- Requirements -
Set down all of the data that follows word for word, without the images.

[begin Data block]

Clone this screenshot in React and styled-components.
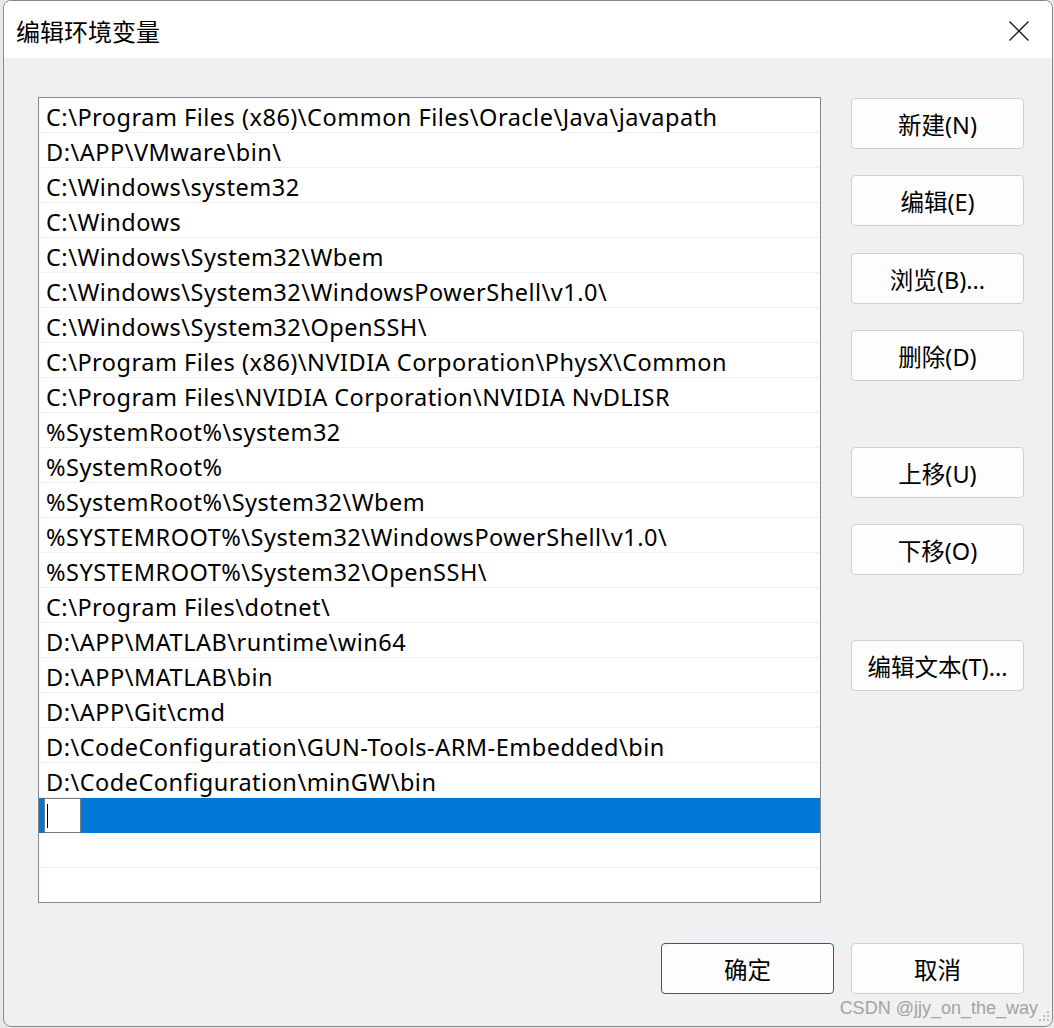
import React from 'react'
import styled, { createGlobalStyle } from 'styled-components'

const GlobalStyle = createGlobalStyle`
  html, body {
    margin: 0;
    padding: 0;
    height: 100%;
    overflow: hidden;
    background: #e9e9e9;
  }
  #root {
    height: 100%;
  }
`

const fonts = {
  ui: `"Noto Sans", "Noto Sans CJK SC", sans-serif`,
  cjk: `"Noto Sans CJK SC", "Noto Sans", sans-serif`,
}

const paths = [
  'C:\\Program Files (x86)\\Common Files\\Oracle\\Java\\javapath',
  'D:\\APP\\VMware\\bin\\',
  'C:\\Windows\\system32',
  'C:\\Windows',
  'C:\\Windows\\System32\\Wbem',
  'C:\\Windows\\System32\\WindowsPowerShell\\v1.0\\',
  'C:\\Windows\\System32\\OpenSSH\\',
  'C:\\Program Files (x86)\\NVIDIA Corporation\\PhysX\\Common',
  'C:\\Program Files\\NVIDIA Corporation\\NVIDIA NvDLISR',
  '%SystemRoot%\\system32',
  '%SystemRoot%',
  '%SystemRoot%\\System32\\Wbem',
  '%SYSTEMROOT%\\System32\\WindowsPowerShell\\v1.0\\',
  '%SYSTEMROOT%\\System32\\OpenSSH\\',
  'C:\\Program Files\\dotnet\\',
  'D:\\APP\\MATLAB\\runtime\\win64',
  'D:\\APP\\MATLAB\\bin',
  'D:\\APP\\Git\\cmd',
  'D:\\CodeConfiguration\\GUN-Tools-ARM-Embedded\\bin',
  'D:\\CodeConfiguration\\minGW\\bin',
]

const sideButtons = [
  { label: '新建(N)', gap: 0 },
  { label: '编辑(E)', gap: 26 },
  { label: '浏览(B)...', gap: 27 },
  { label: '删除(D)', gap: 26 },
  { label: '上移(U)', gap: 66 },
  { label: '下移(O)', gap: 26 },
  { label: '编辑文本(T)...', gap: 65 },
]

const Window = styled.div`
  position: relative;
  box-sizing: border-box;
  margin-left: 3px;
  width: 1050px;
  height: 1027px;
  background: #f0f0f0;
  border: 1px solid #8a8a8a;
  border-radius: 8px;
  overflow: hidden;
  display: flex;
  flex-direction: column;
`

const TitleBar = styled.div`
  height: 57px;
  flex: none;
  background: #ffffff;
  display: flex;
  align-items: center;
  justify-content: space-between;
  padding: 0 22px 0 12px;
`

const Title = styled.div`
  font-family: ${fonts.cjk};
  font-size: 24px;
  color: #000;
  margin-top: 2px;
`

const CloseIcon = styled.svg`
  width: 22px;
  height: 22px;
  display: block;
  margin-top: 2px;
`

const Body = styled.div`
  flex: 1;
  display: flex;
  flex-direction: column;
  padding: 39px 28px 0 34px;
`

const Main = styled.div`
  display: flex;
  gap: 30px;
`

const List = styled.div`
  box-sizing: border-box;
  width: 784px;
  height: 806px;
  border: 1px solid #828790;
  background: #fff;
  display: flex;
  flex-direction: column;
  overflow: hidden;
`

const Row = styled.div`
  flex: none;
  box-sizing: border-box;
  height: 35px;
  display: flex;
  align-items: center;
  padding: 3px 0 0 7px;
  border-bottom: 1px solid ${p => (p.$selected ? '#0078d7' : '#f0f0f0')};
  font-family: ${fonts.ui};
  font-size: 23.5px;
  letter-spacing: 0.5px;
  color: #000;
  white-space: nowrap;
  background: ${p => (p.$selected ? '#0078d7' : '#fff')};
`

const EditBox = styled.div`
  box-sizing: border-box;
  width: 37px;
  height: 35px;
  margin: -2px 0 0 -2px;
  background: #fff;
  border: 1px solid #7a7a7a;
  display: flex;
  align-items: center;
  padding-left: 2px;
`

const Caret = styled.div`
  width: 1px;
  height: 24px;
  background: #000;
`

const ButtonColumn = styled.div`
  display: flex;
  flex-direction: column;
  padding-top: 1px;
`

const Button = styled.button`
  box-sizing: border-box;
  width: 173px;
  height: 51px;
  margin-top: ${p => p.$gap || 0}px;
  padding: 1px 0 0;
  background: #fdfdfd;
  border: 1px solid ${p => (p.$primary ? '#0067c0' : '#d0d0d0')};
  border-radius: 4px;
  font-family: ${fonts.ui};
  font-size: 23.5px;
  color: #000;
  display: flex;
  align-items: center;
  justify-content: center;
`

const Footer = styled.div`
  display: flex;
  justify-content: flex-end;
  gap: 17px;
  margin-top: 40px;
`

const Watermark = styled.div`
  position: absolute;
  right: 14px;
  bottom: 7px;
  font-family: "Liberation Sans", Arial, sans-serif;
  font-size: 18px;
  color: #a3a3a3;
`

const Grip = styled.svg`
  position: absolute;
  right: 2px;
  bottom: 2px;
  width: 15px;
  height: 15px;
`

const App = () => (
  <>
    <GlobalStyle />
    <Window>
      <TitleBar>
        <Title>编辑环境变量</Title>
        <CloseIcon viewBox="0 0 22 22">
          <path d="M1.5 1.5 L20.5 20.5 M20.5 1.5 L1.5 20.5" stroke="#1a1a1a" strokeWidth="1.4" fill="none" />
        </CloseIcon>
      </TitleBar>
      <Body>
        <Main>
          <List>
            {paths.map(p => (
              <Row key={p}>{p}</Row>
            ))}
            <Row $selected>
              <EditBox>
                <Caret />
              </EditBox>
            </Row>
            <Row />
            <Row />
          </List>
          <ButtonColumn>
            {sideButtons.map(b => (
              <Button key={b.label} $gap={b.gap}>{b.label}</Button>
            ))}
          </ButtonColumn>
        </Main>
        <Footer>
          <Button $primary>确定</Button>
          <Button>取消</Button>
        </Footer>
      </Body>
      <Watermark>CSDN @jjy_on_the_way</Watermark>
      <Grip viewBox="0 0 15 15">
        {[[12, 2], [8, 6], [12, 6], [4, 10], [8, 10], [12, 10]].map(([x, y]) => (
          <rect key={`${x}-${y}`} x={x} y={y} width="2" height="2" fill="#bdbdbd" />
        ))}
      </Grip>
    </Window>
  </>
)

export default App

[end Data block]

- Solution below -
Clone this screenshot in React and styled-components.
import React from 'react'
import styled, { createGlobalStyle } from 'styled-components'

const GlobalStyle = createGlobalStyle`
  html, body {
    margin: 0;
    padding: 0;
    height: 100%;
    overflow: hidden;
    background: #e9e9e9;
  }
  #root {
    height: 100%;
  }
`

const fonts = {
  ui: `"Noto Sans", "Noto Sans CJK SC", sans-serif`,
  cjk: `"Noto Sans CJK SC", "Noto Sans", sans-serif`,
}

const paths = [
  'C:\\Program Files (x86)\\Common Files\\Oracle\\Java\\javapath',
  'D:\\APP\\VMware\\bin\\',
  'C:\\Windows\\system32',
  'C:\\Windows',
  'C:\\Windows\\System32\\Wbem',
  'C:\\Windows\\System32\\WindowsPowerShell\\v1.0\\',
  'C:\\Windows\\System32\\OpenSSH\\',
  'C:\\Program Files (x86)\\NVIDIA Corporation\\PhysX\\Common',
  'C:\\Program Files\\NVIDIA Corporation\\NVIDIA NvDLISR',
  '%SystemRoot%\\system32',
  '%SystemRoot%',
  '%SystemRoot%\\System32\\Wbem',
  '%SYSTEMROOT%\\System32\\WindowsPowerShell\\v1.0\\',
  '%SYSTEMROOT%\\System32\\OpenSSH\\',
  'C:\\Program Files\\dotnet\\',
  'D:\\APP\\MATLAB\\runtime\\win64',
  'D:\\APP\\MATLAB\\bin',
  'D:\\APP\\Git\\cmd',
  'D:\\CodeConfiguration\\GUN-Tools-ARM-Embedded\\bin',
  'D:\\CodeConfiguration\\minGW\\bin',
]

const sideButtons = [
  { label: '新建(N)', gap: 0 },
  { label: '编辑(E)', gap: 26 },
  { label: '浏览(B)...', gap: 27 },
  { label: '删除(D)', gap: 26 },
  { label: '上移(U)', gap: 66 },
  { label: '下移(O)', gap: 26 },
  { label: '编辑文本(T)...', gap: 65 },
]

const Window = styled.div`
  position: relative;
  box-sizing: border-box;
  margin-left: 3px;
  width: 1050px;
  height: 1027px;
  background: #f0f0f0;
  border: 1px solid #8a8a8a;
  border-radius: 8px;
  overflow: hidden;
  display: flex;
  flex-direction: column;
`

const TitleBar = styled.div`
  height: 57px;
  flex: none;
  background: #ffffff;
  display: flex;
  align-items: center;
  justify-content: space-between;
  padding: 0 22px 0 12px;
`

const Title = styled.div`
  font-family: ${fonts.cjk};
  font-size: 24px;
  color: #000;
  margin-top: 2px;
`

const CloseIcon = styled.svg`
  width: 22px;
  height: 22px;
  display: block;
  margin-top: 2px;
`

const Body = styled.div`
  flex: 1;
  display: flex;
  flex-direction: column;
  padding: 39px 28px 0 34px;
`

const Main = styled.div`
  display: flex;
  gap: 30px;
`

const List = styled.div`
  box-sizing: border-box;
  width: 784px;
  height: 806px;
  border: 1px solid #828790;
  background: #fff;
  display: flex;
  flex-direction: column;
  overflow: hidden;
`

const Row = styled.div`
  flex: none;
  box-sizing: border-box;
  height: 35px;
  display: flex;
  align-items: center;
  padding: 3px 0 0 7px;
  border-bottom: 1px solid ${p => (p.$selected ? '#0078d7' : '#f0f0f0')};
  font-family: ${fonts.ui};
  font-size: 23.5px;
  letter-spacing: 0.5px;
  color: #000;
  white-space: nowrap;
  background: ${p => (p.$selected ? '#0078d7' : '#fff')};
`

const EditBox = styled.div`
  box-sizing: border-box;
  width: 37px;
  height: 35px;
  margin: -2px 0 0 -2px;
  background: #fff;
  border: 1px solid #7a7a7a;
  display: flex;
  align-items: center;
  padding-left: 2px;
`

const Caret = styled.div`
  width: 1px;
  height: 24px;
  background: #000;
`

const ButtonColumn = styled.div`
  display: flex;
  flex-direction: column;
  padding-top: 1px;
`

const Button = styled.button`
  box-sizing: border-box;
  width: 173px;
  height: 51px;
  margin-top: ${p => p.$gap || 0}px;
  padding: 1px 0 0;
  background: #fdfdfd;
  border: 1px solid ${p => (p.$primary ? '#0067c0' : '#d0d0d0')};
  border-radius: 4px;
  font-family: ${fonts.ui};
  font-size: 23.5px;
  color: #000;
  display: flex;
  align-items: center;
  justify-content: center;
`

const Footer = styled.div`
  display: flex;
  justify-content: flex-end;
  gap: 17px;
  margin-top: 40px;
`

const Watermark = styled.div`
  position: absolute;
  right: 14px;
  bottom: 7px;
  font-family: "Liberation Sans", Arial, sans-serif;
  font-size: 18px;
  color: #a3a3a3;
`

const Grip = styled.svg`
  position: absolute;
  right: 2px;
  bottom: 2px;
  width: 15px;
  height: 15px;
`

const App = () => (
  <>
    <GlobalStyle />
    <Window>
      <TitleBar>
        <Title>编辑环境变量</Title>
        <CloseIcon viewBox="0 0 22 22">
          <path d="M1.5 1.5 L20.5 20.5 M20.5 1.5 L1.5 20.5" stroke="#1a1a1a" strokeWidth="1.4" fill="none" />
        </CloseIcon>
      </TitleBar>
      <Body>
        <Main>
          <List>
            {paths.map(p => (
              <Row key={p}>{p}</Row>
            ))}
            <Row $selected>
              <EditBox>
                <Caret />
              </EditBox>
            </Row>
            <Row />
            <Row />
          </List>
          <ButtonColumn>
            {sideButtons.map(b => (
              <Button key={b.label} $gap={b.gap}>{b.label}</Button>
            ))}
          </ButtonColumn>
        </Main>
        <Footer>
          <Button $primary>确定</Button>
          <Button>取消</Button>
        </Footer>
      </Body>
      <Watermark>CSDN @jjy_on_the_way</Watermark>
      <Grip viewBox="0 0 15 15">
        {[[12, 2], [8, 6], [12, 6], [4, 10], [8, 10], [12, 10]].map(([x, y]) => (
          <rect key={`${x}-${y}`} x={x} y={y} width="2" height="2" fill="#bdbdbd" />
        ))}
      </Grip>
    </Window>
  </>
)

export default App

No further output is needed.